A journalist rang the other day to ask what everybody was reading this summer.  There are always trends going on in publishing but because of the time lag between writing and the finished copy arriving in bookshops, an avalanche of copycats arrive just too late to sell in the quantities the optimistic publisher desires.

There seem to be a number of novels around at the moment with unreliable female narrators.  Before I Go To Sleep by SJ Watson was published back in 2011, about a woman who experiences total amnesia every morning when she wakes up.  This was followed by a number of books by women with mental illness (such as How to Be a Good Wife by Emma Chapman), and with dementia (Elizabeth is Missing by Emma Healey).  The bestseller of 2015 so far has been The Girl on The Train by Paula Hawkins.  It is about a woman who witnesses something suspicious from a train but whose alcoholism and blackouts make her testimony highly unreliable.  The genre is not new (cf  Jean Rhys’  Wide Sargasso Sea) but seems to have gathered fresh impetus – expect many more over the next year…..

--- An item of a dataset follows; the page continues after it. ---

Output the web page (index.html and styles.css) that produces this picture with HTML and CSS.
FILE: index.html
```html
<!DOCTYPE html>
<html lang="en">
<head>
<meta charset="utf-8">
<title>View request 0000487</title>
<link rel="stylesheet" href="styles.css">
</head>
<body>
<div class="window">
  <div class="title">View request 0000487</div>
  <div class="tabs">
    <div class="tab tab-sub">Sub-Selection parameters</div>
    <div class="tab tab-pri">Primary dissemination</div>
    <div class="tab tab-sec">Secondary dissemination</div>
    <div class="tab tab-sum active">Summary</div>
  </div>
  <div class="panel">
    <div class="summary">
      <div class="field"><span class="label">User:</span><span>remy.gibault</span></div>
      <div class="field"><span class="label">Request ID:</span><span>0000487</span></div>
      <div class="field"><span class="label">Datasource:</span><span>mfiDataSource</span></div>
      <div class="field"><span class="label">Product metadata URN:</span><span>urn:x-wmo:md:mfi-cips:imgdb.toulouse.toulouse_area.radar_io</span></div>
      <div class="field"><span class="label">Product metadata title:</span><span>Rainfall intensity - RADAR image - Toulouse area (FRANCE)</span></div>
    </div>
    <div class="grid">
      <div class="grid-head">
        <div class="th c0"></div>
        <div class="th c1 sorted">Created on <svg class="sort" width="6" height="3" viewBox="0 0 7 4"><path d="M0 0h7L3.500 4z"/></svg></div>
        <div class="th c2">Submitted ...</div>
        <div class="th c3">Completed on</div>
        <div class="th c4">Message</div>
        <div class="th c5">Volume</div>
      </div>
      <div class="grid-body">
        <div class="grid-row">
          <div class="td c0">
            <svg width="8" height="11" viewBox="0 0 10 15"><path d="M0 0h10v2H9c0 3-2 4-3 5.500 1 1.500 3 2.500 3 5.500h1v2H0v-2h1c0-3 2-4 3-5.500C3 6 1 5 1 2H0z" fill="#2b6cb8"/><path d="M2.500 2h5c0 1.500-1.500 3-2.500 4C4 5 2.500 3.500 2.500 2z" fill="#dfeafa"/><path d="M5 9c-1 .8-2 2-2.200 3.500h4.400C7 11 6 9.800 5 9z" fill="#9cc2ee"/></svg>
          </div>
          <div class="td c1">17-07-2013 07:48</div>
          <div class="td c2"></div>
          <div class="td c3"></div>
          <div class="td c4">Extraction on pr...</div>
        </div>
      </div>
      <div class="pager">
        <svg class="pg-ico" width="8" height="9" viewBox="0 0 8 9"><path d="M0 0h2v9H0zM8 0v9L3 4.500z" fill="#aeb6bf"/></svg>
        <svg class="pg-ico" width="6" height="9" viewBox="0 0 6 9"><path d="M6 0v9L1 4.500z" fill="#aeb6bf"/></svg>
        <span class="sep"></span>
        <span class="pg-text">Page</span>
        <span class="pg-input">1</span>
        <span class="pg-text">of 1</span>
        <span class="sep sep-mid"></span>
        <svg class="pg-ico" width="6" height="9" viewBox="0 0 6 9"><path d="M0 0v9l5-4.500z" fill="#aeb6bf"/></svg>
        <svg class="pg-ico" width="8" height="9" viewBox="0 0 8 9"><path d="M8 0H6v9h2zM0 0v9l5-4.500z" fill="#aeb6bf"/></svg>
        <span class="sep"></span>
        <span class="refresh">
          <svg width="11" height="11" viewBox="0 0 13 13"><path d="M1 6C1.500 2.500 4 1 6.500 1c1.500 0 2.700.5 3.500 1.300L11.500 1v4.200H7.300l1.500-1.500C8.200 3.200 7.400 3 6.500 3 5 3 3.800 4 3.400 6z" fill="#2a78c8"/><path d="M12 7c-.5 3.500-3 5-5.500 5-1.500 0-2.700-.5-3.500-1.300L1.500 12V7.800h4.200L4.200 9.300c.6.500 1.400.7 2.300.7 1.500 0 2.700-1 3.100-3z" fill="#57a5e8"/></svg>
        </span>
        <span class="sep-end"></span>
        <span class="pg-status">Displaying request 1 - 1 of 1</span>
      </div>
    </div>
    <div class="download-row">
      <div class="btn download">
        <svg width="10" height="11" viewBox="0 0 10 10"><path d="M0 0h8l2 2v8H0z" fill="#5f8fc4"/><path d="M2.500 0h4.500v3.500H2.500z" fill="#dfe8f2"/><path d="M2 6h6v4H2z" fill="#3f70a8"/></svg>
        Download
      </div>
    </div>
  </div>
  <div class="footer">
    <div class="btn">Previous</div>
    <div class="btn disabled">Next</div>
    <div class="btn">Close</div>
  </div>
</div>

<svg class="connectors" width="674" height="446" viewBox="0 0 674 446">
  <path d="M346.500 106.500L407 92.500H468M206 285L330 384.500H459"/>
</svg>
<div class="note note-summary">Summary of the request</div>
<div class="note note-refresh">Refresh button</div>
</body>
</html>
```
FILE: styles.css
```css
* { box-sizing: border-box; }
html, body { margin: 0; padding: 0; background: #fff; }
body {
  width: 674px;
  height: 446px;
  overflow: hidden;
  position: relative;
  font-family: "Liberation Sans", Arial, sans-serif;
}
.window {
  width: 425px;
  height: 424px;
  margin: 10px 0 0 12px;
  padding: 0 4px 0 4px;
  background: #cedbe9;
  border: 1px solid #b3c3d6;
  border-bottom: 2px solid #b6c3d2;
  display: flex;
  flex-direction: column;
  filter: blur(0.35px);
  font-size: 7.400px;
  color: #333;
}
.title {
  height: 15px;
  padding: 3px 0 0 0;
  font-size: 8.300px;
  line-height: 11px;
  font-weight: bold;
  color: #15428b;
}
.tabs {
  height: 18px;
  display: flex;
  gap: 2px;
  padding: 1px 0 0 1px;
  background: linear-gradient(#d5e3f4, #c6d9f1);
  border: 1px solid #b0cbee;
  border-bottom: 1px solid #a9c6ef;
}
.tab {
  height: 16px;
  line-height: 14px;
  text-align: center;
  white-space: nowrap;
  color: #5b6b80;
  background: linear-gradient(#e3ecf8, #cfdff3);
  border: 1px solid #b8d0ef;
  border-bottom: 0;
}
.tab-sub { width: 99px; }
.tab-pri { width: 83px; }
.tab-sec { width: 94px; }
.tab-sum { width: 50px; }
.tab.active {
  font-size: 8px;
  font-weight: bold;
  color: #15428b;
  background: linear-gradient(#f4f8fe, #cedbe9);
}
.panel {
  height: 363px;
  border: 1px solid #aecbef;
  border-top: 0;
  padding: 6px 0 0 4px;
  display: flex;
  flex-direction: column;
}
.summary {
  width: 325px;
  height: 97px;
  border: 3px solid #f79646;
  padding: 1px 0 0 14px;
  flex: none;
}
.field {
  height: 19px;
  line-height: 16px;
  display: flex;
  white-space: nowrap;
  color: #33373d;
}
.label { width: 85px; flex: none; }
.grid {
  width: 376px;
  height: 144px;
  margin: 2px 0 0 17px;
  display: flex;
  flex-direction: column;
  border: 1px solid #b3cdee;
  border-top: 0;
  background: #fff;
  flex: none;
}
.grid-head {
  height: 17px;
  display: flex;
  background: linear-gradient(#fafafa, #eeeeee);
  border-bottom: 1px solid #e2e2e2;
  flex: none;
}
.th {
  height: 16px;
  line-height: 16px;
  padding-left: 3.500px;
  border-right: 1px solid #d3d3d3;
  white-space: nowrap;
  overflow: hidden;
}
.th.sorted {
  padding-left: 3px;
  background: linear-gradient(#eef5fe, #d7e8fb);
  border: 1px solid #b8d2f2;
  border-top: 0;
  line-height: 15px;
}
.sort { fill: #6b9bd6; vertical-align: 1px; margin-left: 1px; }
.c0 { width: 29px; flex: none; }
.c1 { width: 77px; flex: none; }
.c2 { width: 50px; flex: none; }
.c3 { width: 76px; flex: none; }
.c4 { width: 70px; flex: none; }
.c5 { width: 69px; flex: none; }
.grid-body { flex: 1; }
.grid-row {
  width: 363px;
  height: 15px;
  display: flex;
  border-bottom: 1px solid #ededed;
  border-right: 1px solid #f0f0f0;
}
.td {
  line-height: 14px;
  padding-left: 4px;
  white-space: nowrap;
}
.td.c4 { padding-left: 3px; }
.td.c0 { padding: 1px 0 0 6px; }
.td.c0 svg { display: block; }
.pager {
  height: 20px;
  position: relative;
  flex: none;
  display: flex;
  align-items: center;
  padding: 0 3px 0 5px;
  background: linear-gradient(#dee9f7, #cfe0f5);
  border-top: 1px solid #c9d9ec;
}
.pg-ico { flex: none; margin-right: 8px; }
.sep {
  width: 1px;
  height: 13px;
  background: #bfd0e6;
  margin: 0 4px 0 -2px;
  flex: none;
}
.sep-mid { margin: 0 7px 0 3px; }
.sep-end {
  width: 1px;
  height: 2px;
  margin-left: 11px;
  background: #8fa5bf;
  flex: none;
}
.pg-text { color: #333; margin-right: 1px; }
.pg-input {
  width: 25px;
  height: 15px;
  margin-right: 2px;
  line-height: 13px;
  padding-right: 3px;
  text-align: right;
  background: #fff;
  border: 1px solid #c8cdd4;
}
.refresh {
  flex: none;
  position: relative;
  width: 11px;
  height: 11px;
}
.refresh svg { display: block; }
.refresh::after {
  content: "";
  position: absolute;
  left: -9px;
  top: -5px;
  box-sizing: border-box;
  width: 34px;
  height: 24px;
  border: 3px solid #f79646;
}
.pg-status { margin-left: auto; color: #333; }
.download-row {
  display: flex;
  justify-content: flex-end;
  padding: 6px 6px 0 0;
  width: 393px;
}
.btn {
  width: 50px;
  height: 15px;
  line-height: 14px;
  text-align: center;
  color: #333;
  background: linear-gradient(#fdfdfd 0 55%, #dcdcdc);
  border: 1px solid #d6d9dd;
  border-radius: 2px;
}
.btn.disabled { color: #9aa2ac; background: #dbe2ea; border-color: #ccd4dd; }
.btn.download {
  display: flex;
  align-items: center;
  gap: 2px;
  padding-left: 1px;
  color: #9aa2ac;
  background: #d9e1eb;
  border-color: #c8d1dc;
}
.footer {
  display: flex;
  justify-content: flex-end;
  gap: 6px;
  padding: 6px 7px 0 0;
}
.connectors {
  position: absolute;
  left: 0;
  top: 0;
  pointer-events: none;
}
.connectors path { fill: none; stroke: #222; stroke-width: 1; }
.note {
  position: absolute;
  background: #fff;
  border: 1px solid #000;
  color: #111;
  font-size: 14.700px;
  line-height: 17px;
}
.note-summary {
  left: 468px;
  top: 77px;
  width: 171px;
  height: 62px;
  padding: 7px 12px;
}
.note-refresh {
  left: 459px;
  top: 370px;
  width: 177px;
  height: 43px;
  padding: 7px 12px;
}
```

Another fictional trend is the “older person’s quest”.  It started with the ultimate OAP, The Hundred Year Old Man by the Swede Jonas Jonasson, continued with the equally successful  The Unlikely Pilgrimage of Harold Fry by Rachel Joyce, and has now spread outside Europe.  Australia has produced Lost and Found by Brooke Davis and likewise from Canada the charming Etta and Otto and Russell and James by Emma Hooper.  The latter has the advantage in combining both trends in that Etta who is travelling across the country to the sea is also struggling with dementia.